The bridal veil has been traced to ancient Rome, prior to Christianity, where it was worn by the bride to ward off evil spirits which would otherwise ruin her day. It was believed by the ancient Romans that the bride was particularly susceptible to evil spirits on her wedding day, having gone to great lengths to make herself attractive for her wedding.
Another means of protecting the bride and the other members of the wedding party from evil spirits was through aromas. Pagan practices included the bride carrying and wearing different herbs or plants. The pagan belief in the activity of evil spirits also led brides to carrying onions, scallions, leeks, or garlic, in order to protect them. The aromatics had a secondary purpose as they were believed to be able to ward off plague, an important consideration when in a crowded area. The bunches of aromatics were the precursors of the bridal bouquet.
Pagan weddings also included escorts for the bride which were the forerunners of the modern bridesmaid. They too, were a response to the presence of evil spirits, and were selected to be sacrificial should the spirits crash the wedding. The bride’s escorts were intended to distract and confuse the evil spirits, which they accomplished by being dressed in a manner similar to the bride. Bridesmaids have been traced to pagan traditions in Rome and Greece, Persia, the Nordic tribes, and among the Celts in Ireland and Wales. They too were often heavily veiled, in order to more effectively confuse the evil spirits.

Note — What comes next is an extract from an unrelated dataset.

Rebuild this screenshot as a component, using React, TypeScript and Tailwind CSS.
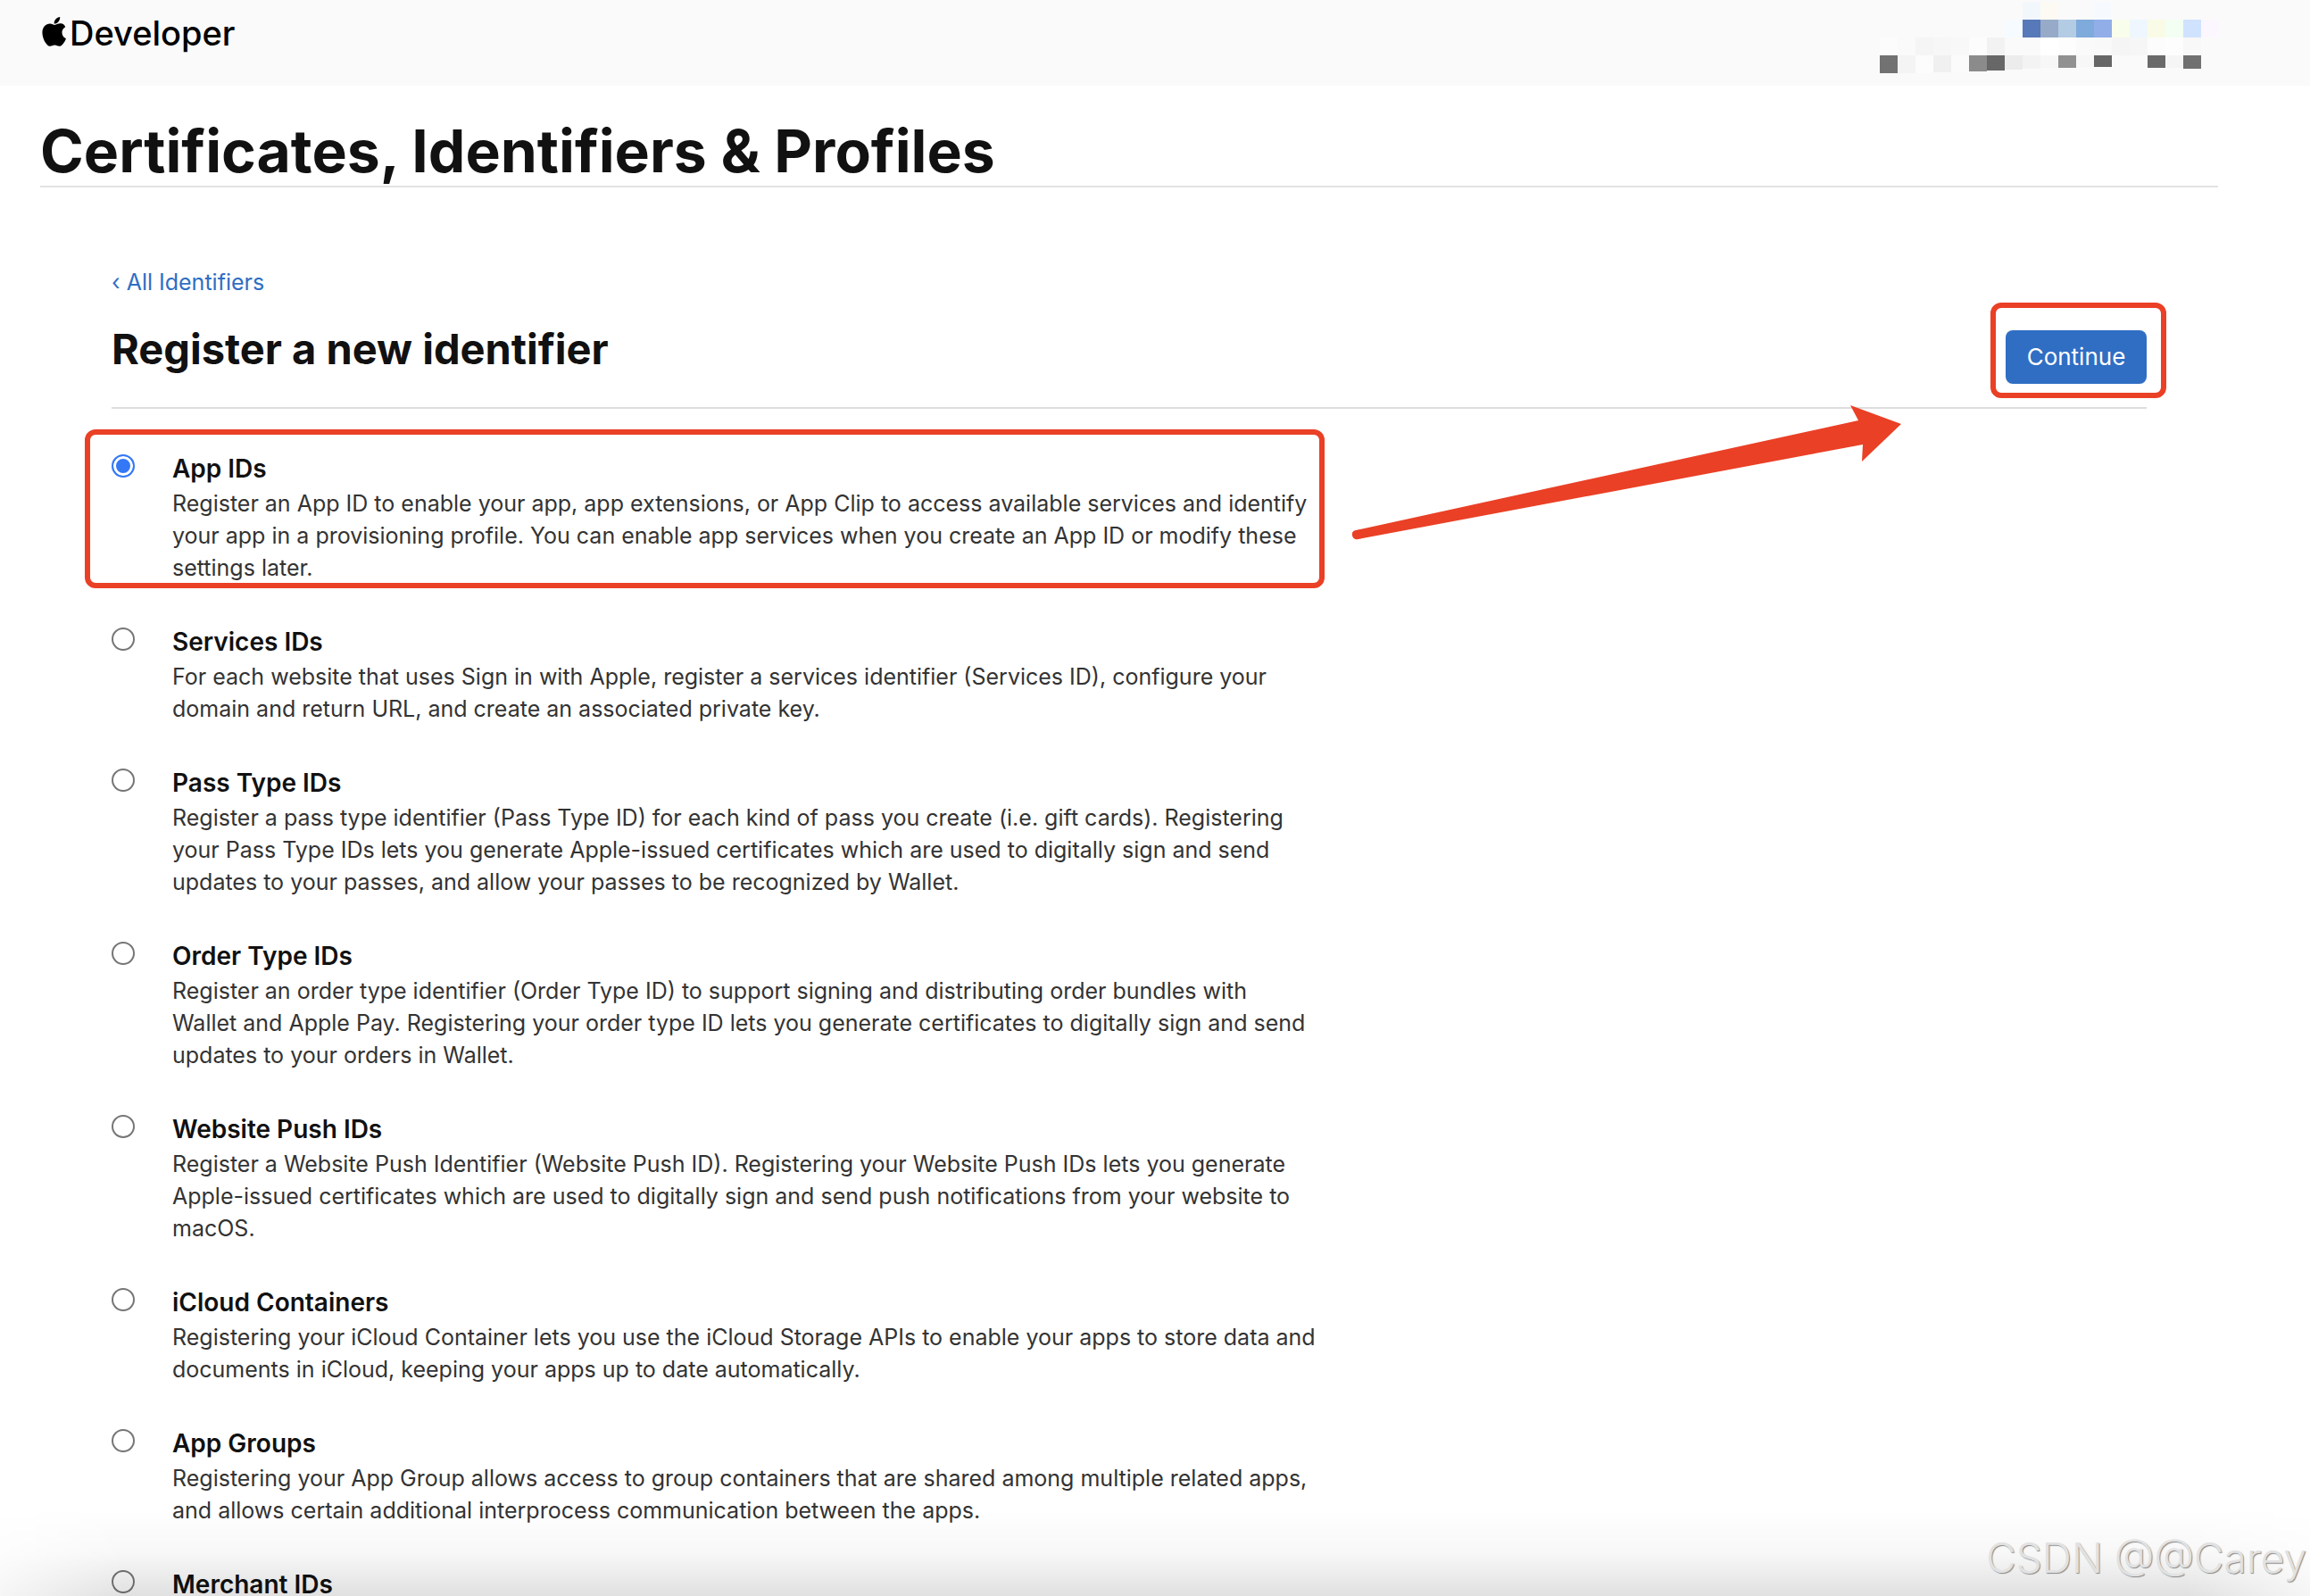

Even the placing of the wedding ring on the so-called ring finger of the left hand is a tradition left over from pagan practice. Wedding rings themselves were introduced in Ancient Egypt, but it was the Ancient Greeks who established the practice of placing the ring in the traditional location. The Greeks believed that a vein, the vena amoris (vein of love) ran from that finger to the heart, and since the left hand is closer to the heart that was the hand selected for the wedding ring. Engagement rings also began in Ancient Egypt as simple bands, diamonds were added by the Romans for the more wealthy of their citizens.